In this article, you will learn about the pandas.concat()
function and also see some examples of how to use it for different purposes.
Also read: Pandas to_excel(): Write an object to an Excel Sheet
Syntax of Pandas concat()
pandas.concat(objs, *, axis=0, join='outer', ignore_index=False, keys=None, levels=None, names=None, verify_integrity=False, sort=False, copy=True)
Parameter | Description |
objs | A sequence of Pandas data frame or series objects to concatenate. |
axis | Default = 0. Axis along which the objects are to be concatenated. |
join | Default = ‘outer’.Describe how to handle indexes on other axis (or axes). |
ignore_index | Default = False. Takes boolean values i.e. True or False. If True, the resulting axis is labelled as 0, 1, 2, …., n-1. |
keys | Default = None. A sequence to add an identifier to the result indexes. |
levels | Default = None. A sequence of unique values for constructing a MultiIndex. |
names | Default = None. Names for the levels in the resulting hierarchical index. |
verify_integrity | Default = False. Check whether the resulting axis contains duplicates. |
sort | Default = False. Sort the non-concatenation axis if it is not already aligned when join is ‘outer’. |
copy | Default = False. If False, do not copy any unnecessary data. |
Returns: The resulting concatenated object.
Also read: Pandas to_html(): Render a data frame as an HTML table
Concatenating two data frames with Pandas concat()
Let us first create a data frame.
import pandas as pd
# creating two dataframes
data1 = {
"Name": ["John", "Charlie"],
"Age": [15, 12]
}
data2 = {
"Name": ["Sarah"],
"Age": 14
}
df1 = pd.DataFrame(data1)
df2 = pd.DataFrame(data2)
print("--- Dataframe 1 ---\n", df1)
print("\n--- Dataframe 2 ---\n", df2)
Output:
--- Dataframe 1 ---
Name Age
0 John 15
1 Charlie 12
--- Dataframe 2 ---
Name Age
0 Sarah 14
Now, you can concatenate the data frames df1 and df2 using the concat()
function as follows:
df = pd.concat([df1, df2])
print("\n--- Concatenated Dataframe ---\n", df)
Output:
--- Concatenated Dataframe ---
Name Age
0 John 15
1 Charlie 12
0 Sarah 14
As you can see in the output, the two data frames are concatenated. If you observe the index, you may notice that the indexes are just appended to each other. You can remove this and add an index of the form 0, 1, 2, … n-1 by using the ‘ignore_index‘ parameter.
Ignoring index
df = pd.concat([df1, df2], ignore_index=True)

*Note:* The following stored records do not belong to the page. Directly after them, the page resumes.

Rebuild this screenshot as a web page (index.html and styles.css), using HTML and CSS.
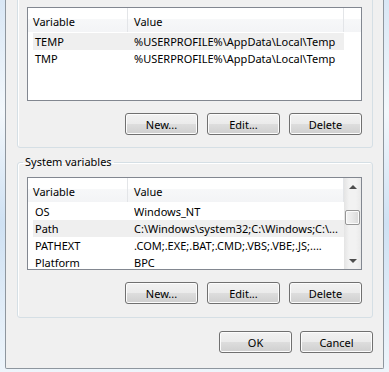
FILE: index.html
```html
<!DOCTYPE html>
<html lang="en">
<head>
    <meta charset="UTF-8">
    <meta name="viewport" content="width=device-width, initial-scale=1.0">
    <title>Environment Variables</title>
    <link rel="stylesheet" href="styles.css">
</head>
<body>
    <div class="window">
        <div class="group group-user">
            <div class="listview">
                <div class="lv-main">
                    <div class="lv-header">
                        <div class="hcol hcol-name">Variable</div>
                        <div class="hcol hcol-value">Value</div>
                        <div class="hcol hcol-fill"></div>
                    </div>
                    <div class="lv-rows">
                        <div class="lv-row selected">
                            <span class="c-name">TEMP</span>
                            <span class="c-value">%USERPROFILE%\AppData\Local\Temp</span>
                        </div>
                        <div class="lv-row">
                            <span class="c-name">TMP</span>
                            <span class="c-value">%USERPROFILE%\AppData\Local\Temp</span>
                        </div>
                    </div>
                </div>
            </div>
            <div class="btn-row">
                <button class="btn">New...</button>
                <button class="btn">Edit...</button>
                <button class="btn">Delete</button>
            </div>
        </div>

        <fieldset class="group group-system">
            <legend>System variables</legend>
            <div class="group-body">
                <div class="listview listview-scroll">
                    <div class="lv-main">
                        <div class="lv-header">
                            <div class="hcol hcol-name">Variable</div>
                            <div class="hcol hcol-value">Value</div>
                        </div>
                        <div class="lv-rows">
                            <div class="lv-row">
                                <span class="c-name">OS</span>
                                <span class="c-value">Windows_NT</span>
                            </div>
                            <div class="lv-row selected">
                                <span class="c-name">Path</span>
                                <span class="c-value">C:\Windows\system32;C:\Windows;C:\...</span>
                            </div>
                            <div class="lv-row">
                                <span class="c-name">PATHEXT</span>
                                <span class="c-value">.COM;.EXE;.BAT;.CMD;.VBS;.VBE;.JS;....</span>
                            </div>
                            <div class="lv-row">
                                <span class="c-name">Platform</span>
                                <span class="c-value">BPC</span>
                            </div>
                        </div>
                    </div>
                    <div class="scrollbar">
                        <div class="sb-btn"><span class="arrow-up"></span></div>
                        <div class="sb-track"><div class="sb-thumb"></div></div>
                        <div class="sb-btn"><span class="arrow-down"></span></div>
                    </div>
                </div>
                <div class="btn-row">
                    <button class="btn">New...</button>
                    <button class="btn">Edit...</button>
                    <button class="btn">Delete</button>
                </div>
            </div>
        </fieldset>

        <div class="dialog-buttons">
            <button class="btn">OK</button>
            <button class="btn">Cancel</button>
        </div>
    </div>
</body>
</html>
```

FILE: styles.css
```css
html, body {
    margin: 0;
    height: 100%;
    overflow: hidden;
}

body {
    font-family: "Noto Sans", "Open Sans", sans-serif;
    font-size: 11px;
    color: #000;
    background: linear-gradient(180deg, #d9e7f5 0%, #f3f8fc 30%, #cfe1f3 60%, #eef5fb 100%);
}

.window {
    width: 379px;
    margin-left: 5px;
    box-sizing: border-box;
    background-color: #f0f0f0;
    border: 1px solid #8e969e;
    border-top: none;
    border-radius: 0 0 2px 2px;
    padding: 0 10px 15px 11px;
}

.group {
    border: 1px solid #d5dfe5;
    border-radius: 3px;
    box-shadow: inset 1px 1px 0 #fff;
}

.group-user {
    margin-top: -12px;
    padding: 18px 10px 12px 9px;
}

.group-system {
    margin: 6px 0 0;
    padding: 0;
    min-width: 0;
}

.group-system legend {
    margin-left: 5px;
    padding: 0 2px;
    line-height: 16px;
}

.group-body {
    padding: 7px 10px 13px 9px;
}

/* list views */
.listview {
    display: flex;
    height: 94px;
    box-sizing: border-box;
    border: 1px solid #828790;
    background-color: #fff;
    overflow: hidden;
}

.listview-scroll {
    height: 93px;
}

.lv-main {
    flex: 1;
    min-width: 0;
}

.lv-header {
    display: flex;
    height: 24px;
    background: linear-gradient(180deg, #fff 0%, #fff 45%, #f7f8f9 46%, #f3f4f6 100%);
}

.hcol {
    box-sizing: border-box;
    padding: 6px 0 0 5px;
    line-height: 16px;
    border-right: 1px solid #e3e5e8;
}

.hcol-name {
    width: 100px;
}

.hcol-value {
    width: 216px;
    padding-left: 6px;
}

.hcol-fill {
    flex: 1;
    border-right: none;
}

.lv-rows {
    padding-top: 1px;
}

.lv-row {
    display: flex;
    width: 311px;
    height: 17px;
    margin-left: 5px;
    line-height: 17px;
    white-space: nowrap;
}

.lv-row.selected {
    background-color: #efefef;
}

.c-name {
    width: 101px;
    flex-shrink: 0;
    box-sizing: border-box;
    padding-left: 2px;
}

.c-value {
    flex: 1;
    overflow: hidden;
}

/* scroll bar */
.scrollbar {
    width: 17px;
    display: flex;
    flex-direction: column;
    background: linear-gradient(90deg, #e4e4e4 0%, #f2f2f2 30%, #f2f2f2 70%, #e9e9e9 100%);
}

.sb-btn {
    height: 17px;
    display: flex;
    align-items: center;
    justify-content: center;
}

.arrow-up, .arrow-down {
    width: 0;
    height: 0;
    border-left: 4px solid transparent;
    border-right: 4px solid transparent;
}

.arrow-up {
    border-bottom: 4px solid #4d4d4d;
}

.arrow-down {
    border-top: 4px solid #4d4d4d;
}

.sb-track {
    flex: 1;
    padding: 15px 1px 0;
}

.sb-thumb {
    height: 15px;
    box-sizing: border-box;
    border: 1px solid #979797;
    border-radius: 2px;
    background: linear-gradient(90deg, #f3f3f3 0%, #e8e8e8 50%, #d9d9d9 100%);
    box-shadow: inset 0 0 0 1px #fbfbfb;
}

/* buttons */
.btn-row {
    display: flex;
    justify-content: flex-end;
    gap: 9px;
    margin-top: 12px;
}

.btn {
    width: 73px;
    height: 22px;
    padding: 0;
    font-family: inherit;
    font-size: 11px;
    color: #000;
    border: 1px solid #707070;
    border-radius: 3px;
    background: linear-gradient(180deg, #f2f2f2 0%, #ebebeb 48%, #dddddd 52%, #cfcfcf 100%);
    box-shadow: inset 0 0 0 1px #fcfcfc;
}

.dialog-buttons {
    display: flex;
    justify-content: flex-end;
    gap: 8px;
    margin-top: 13px;
}
```
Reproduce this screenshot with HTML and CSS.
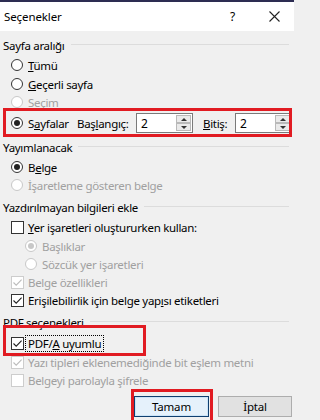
FILE: index.html
```html
<!DOCTYPE html>
<html lang="tr">
<head>
<meta charset="utf-8">
<title>Seçenekler</title>
<link rel="stylesheet" href="styles.css">
</head>
<body>
<div class="dialog">
  <div class="titlebar">
    <span class="title">Seçenekler</span>
    <span class="help">?</span>
    <span class="close"><svg width="11" height="11" viewBox="0 0 11 11"><path d="M0.5 0.5 L10.5 10.5 M10.5 0.5 L0.5 10.5" stroke="#222" stroke-width="1.1" fill="none"/></svg></span>
  </div>
  <div class="content">
    <div class="head mt5"><span>Sayfa aralığı</span><i class="rule"></i></div>
    <div class="opt mt2"><span class="radio"></span><span><u>T</u>ümü</span></div>
    <div class="opt mt1"><span class="radio"></span><span><u>G</u>eçerli sayfa</span></div>
    <div class="opt dis"><span class="radio"></span><span>Se<u>ç</u>im</span></div>
    <div class="range mt2">
      <div class="range-opt"><span class="radio on"></span><span>S<u>a</u>yfalar</span></div>
      <span class="range-lbl">Baş<u>l</u>angıç:</span>
      <div class="spin"><span class="val">2</span><span class="arrows"><i class="up"></i><i class="down"></i></span></div>
      <span class="range-lbl2"><u>B</u>itiş:</span>
      <div class="spin"><span class="val">2</span><span class="arrows"><i class="up"></i><i class="down"></i></span></div>
    </div>
    <div class="head mt5"><span>Yayımlanacak</span><i class="rule"></i></div>
    <div class="opt mt2"><span class="radio on"></span><span>B<u>e</u>lge</span></div>
    <div class="opt dis"><span class="radio"></span><span>İşaretleme gösteren belge</span></div>
    <div class="head mt4"><span>Yazdırılmayan bilgileri ekle</span><i class="rule"></i></div>
    <div class="opt mt2"><span class="check"></span><span><u>Y</u>er işaretleri oluştururken kullan:</span></div>
    <div class="opt sub dis mt1"><span class="radio on"></span><span>Başlıklar</span></div>
    <div class="opt sub dis"><span class="radio"></span><span>Sözcük yer işaretleri</span></div>
    <div class="opt dis"><span class="check on"><svg width="11" height="11" viewBox="0 0 11 11"><path d="M1.5 5.5 L4.2 8.2 L9.6 2.6" stroke="currentColor" stroke-width="1.1" fill="none"/></svg></span><span>Belge özellikleri</span></div>
    <div class="opt"><span class="check on"><svg width="11" height="11" viewBox="0 0 11 11"><path d="M1.5 5.5 L4.2 8.2 L9.6 2.6" stroke="currentColor" stroke-width="1.1" fill="none"/></svg></span><span>Erişilebilirlik için belge yap<u>ı</u>sı etiketleri</span></div>
    <div class="head mt4"><span>PDF seçenekleri</span><i class="rule"></i></div>
    <div class="opt mt3"><span class="check on"><svg width="11" height="11" viewBox="0 0 11 11"><path d="M1.5 5.5 L4.2 8.2 L9.6 2.6" stroke="currentColor" stroke-width="1.1" fill="none"/></svg></span><span class="focus">PDF/<u>A</u> uyumlu</span></div>
    <div class="opt dis mt1"><span class="check on"><svg width="11" height="11" viewBox="0 0 11 11"><path d="M1.5 5.5 L4.2 8.2 L9.6 2.6" stroke="currentColor" stroke-width="1.1" fill="none"/></svg></span><span>Yazı tipleri eklenemediğinde bit eşlem metni</span></div>
    <div class="opt dis"><span class="check"></span><span>Belgeyi parolayla şifrele</span></div>
    <div class="buttons">
      <button class="btn default">Tamam</button>
      <button class="btn">İptal</button>
    </div>
  </div>
  <div class="mark mark-range"></div>
  <div class="mark mark-pdfa"></div>
  <div class="mark mark-ok"></div>
</div>
</body>
</html>
```
FILE: styles.css
```css
html, body {
  margin: 0;
  padding: 0;
}
body {
  width: 294px;
  height: 420px;
  overflow: hidden;
  background: #f0f0f0;
  font-family: "Noto Sans", "Open Sans", sans-serif;
  font-size: 11.5px;
  letter-spacing: -0.3px;
  color: #000;
}
.dialog {
  position: relative;
  width: 294px;
  height: 420px;
}
.titlebar {
  height: 29px;
  border-top: 2px solid #2d2d52;
  background: #fff;
  display: flex;
  align-items: center;
  font-size: 11.5px;
  letter-spacing: -0.1px;
}
.title {
  padding-left: 4px;
  flex: 1;
}
.help {
  width: 12px;
  margin-right: 27px;
  font-size: 12px;
}
.close {
  display: flex;
  margin-right: 14px;
}
.content {
  display: flex;
  flex-direction: column;
}
.mt1 { margin-top: 1px; }
.mt2 { margin-top: 2px; }
.mt3 { margin-top: 3px; }
.mt4 { margin-top: 4px; }
.mt5 { margin-top: 5px; }
.head {
  height: 18px;
  display: flex;
  align-items: center;
  padding-left: 3px;
  padding-right: 5px;
}
.rule {
  flex: 1;
  height: 1px;
  background: #dcdcdc;
  margin-left: 6px;
  margin-top: -1px;
}
.opt {
  height: 18px;
  display: flex;
  align-items: center;
  padding-left: 11px;
  white-space: nowrap;
}
.opt.sub {
  padding-left: 25px;
}
.dis {
  color: #a0a0a0;
}
.radio {
  box-sizing: border-box;
  width: 12px;
  height: 12px;
  border: 1px solid #333;
  border-radius: 50%;
  background: #fff;
  margin-right: 5px;
  display: flex;
  align-items: center;
  justify-content: center;
}
.radio.on::after {
  content: "";
  width: 6px;
  height: 6px;
  border-radius: 50%;
  background: #222;
}
.dis .radio {
  border-color: #c8c8c8;
}
.dis .radio.on::after {
  background: #c8c8c8;
}
.check {
  box-sizing: border-box;
  width: 13px;
  height: 13px;
  border: 1px solid #333;
  background: #fff;
  margin-right: 4px;
  display: flex;
  align-items: center;
  justify-content: center;
  color: #222;
}
.dis .check {
  border-color: #cdcdcd;
  color: #bcbcbc;
}
.focus {
  outline: 1px dotted #000;
  outline-offset: 0;
  padding: 1px 2px;
  margin-left: -2px;
  line-height: 13px;
}
.range {
  height: 20px;
  display: flex;
  align-items: center;
  padding-left: 11px;
}
.range-opt {
  width: 66px;
  display: flex;
  align-items: center;
}
.range-opt .radio {
  margin-right: 5px;
}
.range-lbl {
  width: 59px;
}
.range-lbl2 {
  width: 32px;
  margin-left: 10px;
}
.spin {
  box-sizing: border-box;
  width: 57px;
  height: 20px;
  border: 1px solid #7a7a7a;
  background: #fff;
  display: flex;
}
.val {
  flex: 1;
  padding-left: 4px;
  line-height: 19px;
  font-size: 12px;
}
.arrows {
  width: 15px;
  display: flex;
  flex-direction: column;
  padding: 1px;
}
.arrows i {
  flex: 1;
  box-sizing: border-box;
  border: 1px solid #b9b9b9;
  background: #eaeaea;
  display: flex;
  align-items: center;
  justify-content: center;
}
.arrows .up::after {
  content: "";
  border-left: 3px solid transparent;
  border-right: 3px solid transparent;
  border-bottom: 3px solid #333;
}
.arrows .down::after {
  content: "";
  border-left: 3px solid transparent;
  border-right: 3px solid transparent;
  border-top: 3px solid #333;
}
.buttons {
  display: flex;
  justify-content: flex-end;
  gap: 9px;
  margin-top: 7px;
  padding-right: 2px;
}
.btn {
  box-sizing: border-box;
  width: 74px;
  height: 21px;
  border: 1px solid #adadad;
  background: #e1e1e1;
  font-family: inherit;
  font-size: 11.5px;
  letter-spacing: -0.2px;
  color: #000;
  padding: 0;
  line-height: 19px;
}
.btn.default {
  width: 75px;
  border: 1px solid #0f3f70;
  background: #e5f1fb;
  box-shadow: inset 0 0 0 1px #cce4f7;
}
.mark {
  position: absolute;
  box-sizing: border-box;
  border: 3px solid #e11b22;
}
.mark-range {
  left: 3px;
  top: 108px;
  width: 289px;
  height: 29px;
}
.mark-pdfa {
  left: 3px;
  top: 325px;
  width: 143px;
  height: 31px;
}
.mark-ok {
  left: 131px;
  top: 389px;
  width: 82px;
  height: 34px;
}
```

print("\n--- Concatenated Dataframe ---\n", df)
Output:
--- Concatenated Dataframe ---
Name Age
0 John 15
1 Charlie 12
2 Sarah 14
Sorting the non-concatenation axis
By default, the data frames are concatenated along the rows i.e. axis = 0. So, the default non-concatenation axis is axis = 1 i.e. columns. The ‘sort’ parameter lets you sort the non-concatenation axis as shown below.
df = pd.concat([df1, df2], sort=True)
print("\n--- Concatenated Dataframe ---\n", df)
Output:
--- Concatenated Dataframe ---
Age Name
0 15 John
1 12 Charlie
0 14 Sarah
Earlier the sequence of columns was Name, Age as the data frames contained the same. Here, the columns are sorted and hence the sequence in the concatenated data frame is changed to Age, Name.
Concatenation along an axis using Pandas concat()
You can concatenate the data frames along rows or columns.
# by default, axis=0
df = pd.concat([df1, df2], axis=1)
print("\n--- Concatenated Dataframe ---\n", df)
Output:
--- Concatenated Dataframe ---
Name Age Name Age
0 John 15 Sarah 14.0
1 Charlie 12 NaN NaN
As the code mentioned axis=1, the two data frames were concatenated column-wise. Since the second data frame i.e. df2 contained only one entry, the second entry in the resulting data frames contains missing values i.e. NaN.
Assigning keys to the concatenated data frame index
df = pd.concat([df1, df2], keys=['df1', 'df2'])
print("\n--- Concatenated Dataframe ---\n", df)
Output:
--- Concatenated Dataframe ---
Name Age
df1 0 John 15
1 Charlie 12
df2 0 Sarah 14
The output shows the keys for the respective entries in the resulting data frame. These are mostly used to uniquely identify the original data frame that the entry belongs to.
Summary
Pandas concat()
 is a function in the Pandas library in Python used to concatenate Pandas data frame or series objects. It can concatenate objects along rows or columns.